Quote all of the data that follows exactly as written, skipping the images.

________

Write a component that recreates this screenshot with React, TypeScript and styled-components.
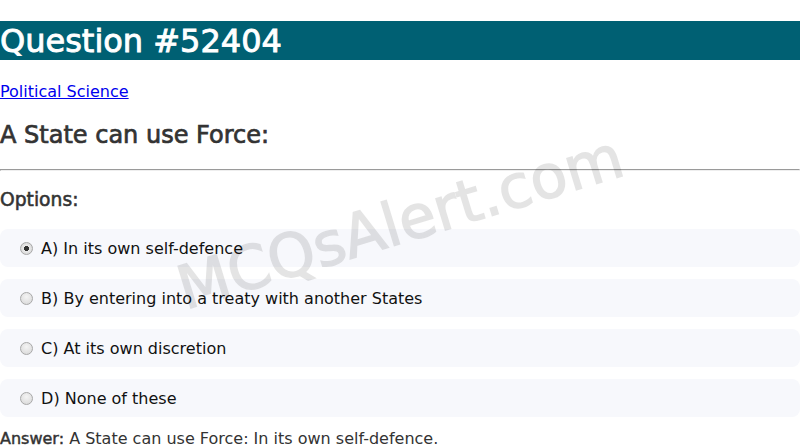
import React from "react";
import styled, { createGlobalStyle } from "styled-components";

const options = [
  "A) In its own self-defence",
  "B) By entering into a treaty with another States",
  "C) At its own discretion",
  "D) None of these",
];

function App() {
  return (
    <>
      <GlobalStyle />
      <Page>
        <Title>Question #52404</Title>
        <Category>
          <a href="#">Political Science</a>
        </Category>
        <QuestionText>A State can use Force:</QuestionText>
        <Divider />
        <OptionsHeading>Options:</OptionsHeading>
        <OptionList>
          {options.map((text, i) => (
            <Option key={text}>
              <Radio type="radio" name="opt" checked={i === 0} readOnly /> {text}
            </Option>
          ))}
        </OptionList>
        <Answer>
          <Strong>Answer:</Strong> A State can use Force: In its own self-defence.
        </Answer>
        <Watermark>MCQsAlert.com</Watermark>
      </Page>
    </>
  );
}

export default App;

const GlobalStyle = createGlobalStyle`
  body {
    margin: 0;
    font-family: "DejaVu Sans", Verdana, sans-serif;
    background: #fff;
  }
`;

// headings use the book face thickened, like a synthetic bold
const Page = styled.div`
  position: relative;
  overflow: hidden;
`;

const Title = styled.h1`
  font-size: 32px;
  font-weight: normal;
  -webkit-text-stroke: 0.9px currentColor;
  margin: 21.44px 0;
  padding-top: 1px;
  background: #006073;
  color: #fff;
`;

const Category = styled.p`
  margin: 16px 0;
  a {
    color: #0000ee;
  }
`;

const QuestionText = styled.h2`
  font-size: 24px;
  font-weight: normal;
  -webkit-text-stroke: 0.7px currentColor;
  margin: 19.92px 0;
  color: #333;
`;

const Divider = styled.hr`
  margin: 8px 0;
`;

const OptionsHeading = styled.h3`
  font-size: 18.72px;
  font-weight: normal;
  -webkit-text-stroke: 0.55px currentColor;
  margin: 18.72px 0;
  color: #333;
`;

const OptionList = styled.div`
  display: flex;
  flex-direction: column;
  gap: 12px;
  margin-top: 1px;
`;

const Option = styled.label`
  display: block;
  padding: 11px 15px 9px;
  line-height: 18px;
  background: #f7f8fc;
  border-radius: 8px;
  color: #111;
`;

const Radio = styled.input`
  appearance: none;
  width: 13px;
  height: 13px;
  margin: 0 3px 0 5px;
  vertical-align: -1px;
  border-radius: 50%;
  border: 1px solid #a8a8a8;
  background: radial-gradient(circle at 50% 35%, #f4f4f4, #d6d6d6);
  box-sizing: border-box;
  &:checked {
    background: radial-gradient(circle, #333 0 2.3px, #eaeaea 2.8px, #cfcfcf 100%);
  }
`;

const Answer = styled.p`
  margin: 12px 0 0;
  color: #333;
`;

const Strong = styled.span`
  -webkit-text-stroke: 0.45px currentColor;
`;

const Watermark = styled.div`
  position: absolute;
  left: 50%;
  top: 222px;
  transform: translate(-50%, -50%) rotate(-17deg);
  font-size: 60px;
  -webkit-text-stroke: 1.4px currentColor;
  color: #000;
  opacity: 0.1;
  white-space: nowrap;
  pointer-events: none;
`;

________

● **Answer to the problem**
Write a component that recreates this screenshot with React, TypeScript and styled-components.
import React from "react";
import styled, { createGlobalStyle } from "styled-components";

const options = [
  "A) In its own self-defence",
  "B) By entering into a treaty with another States",
  "C) At its own discretion",
  "D) None of these",
];

function App() {
  return (
    <>
      <GlobalStyle />
      <Page>
        <Title>Question #52404</Title>
        <Category>
          <a href="#">Political Science</a>
        </Category>
        <QuestionText>A State can use Force:</QuestionText>
        <Divider />
        <OptionsHeading>Options:</OptionsHeading>
        <OptionList>
          {options.map((text, i) => (
            <Option key={text}>
              <Radio type="radio" name="opt" checked={i === 0} readOnly /> {text}
            </Option>
          ))}
        </OptionList>
        <Answer>
          <Strong>Answer:</Strong> A State can use Force: In its own self-defence.
        </Answer>
        <Watermark>MCQsAlert.com</Watermark>
      </Page>
    </>
  );
}

export default App;

const GlobalStyle = createGlobalStyle`
  body {
    margin: 0;
    font-family: "DejaVu Sans", Verdana, sans-serif;
    background: #fff;
  }
`;

// headings use the book face thickened, like a synthetic bold
const Page = styled.div`
  position: relative;
  overflow: hidden;
`;

const Title = styled.h1`
  font-size: 32px;
  font-weight: normal;
  -webkit-text-stroke: 0.9px currentColor;
  margin: 21.44px 0;
  padding-top: 1px;
  background: #006073;
  color: #fff;
`;

const Category = styled.p`
  margin: 16px 0;
  a {
    color: #0000ee;
  }
`;

const QuestionText = styled.h2`
  font-size: 24px;
  font-weight: normal;
  -webkit-text-stroke: 0.7px currentColor;
  margin: 19.92px 0;
  color: #333;
`;

const Divider = styled.hr`
  margin: 8px 0;
`;

const OptionsHeading = styled.h3`
  font-size: 18.72px;
  font-weight: normal;
  -webkit-text-stroke: 0.55px currentColor;
  margin: 18.72px 0;
  color: #333;
`;

const OptionList = styled.div`
  display: flex;
  flex-direction: column;
  gap: 12px;
  margin-top: 1px;
`;

const Option = styled.label`
  display: block;
  padding: 11px 15px 9px;
  line-height: 18px;
  background: #f7f8fc;
  border-radius: 8px;
  color: #111;
`;

const Radio = styled.input`
  appearance: none;
  width: 13px;
  height: 13px;
  margin: 0 3px 0 5px;
  vertical-align: -1px;
  border-radius: 50%;
  border: 1px solid #a8a8a8;
  background: radial-gradient(circle at 50% 35%, #f4f4f4, #d6d6d6);
  box-sizing: border-box;
  &:checked {
    background: radial-gradient(circle, #333 0 2.3px, #eaeaea 2.8px, #cfcfcf 100%);
  }
`;

const Answer = styled.p`
  margin: 12px 0 0;
  color: #333;
`;

const Strong = styled.span`
  -webkit-text-stroke: 0.45px currentColor;
`;

const Watermark = styled.div`
  position: absolute;
  left: 50%;
  top: 222px;
  transform: translate(-50%, -50%) rotate(-17deg);
  font-size: 60px;
  -webkit-text-stroke: 1.4px currentColor;
  color: #000;
  opacity: 0.1;
  white-space: nowrap;
  pointer-events: none;
`;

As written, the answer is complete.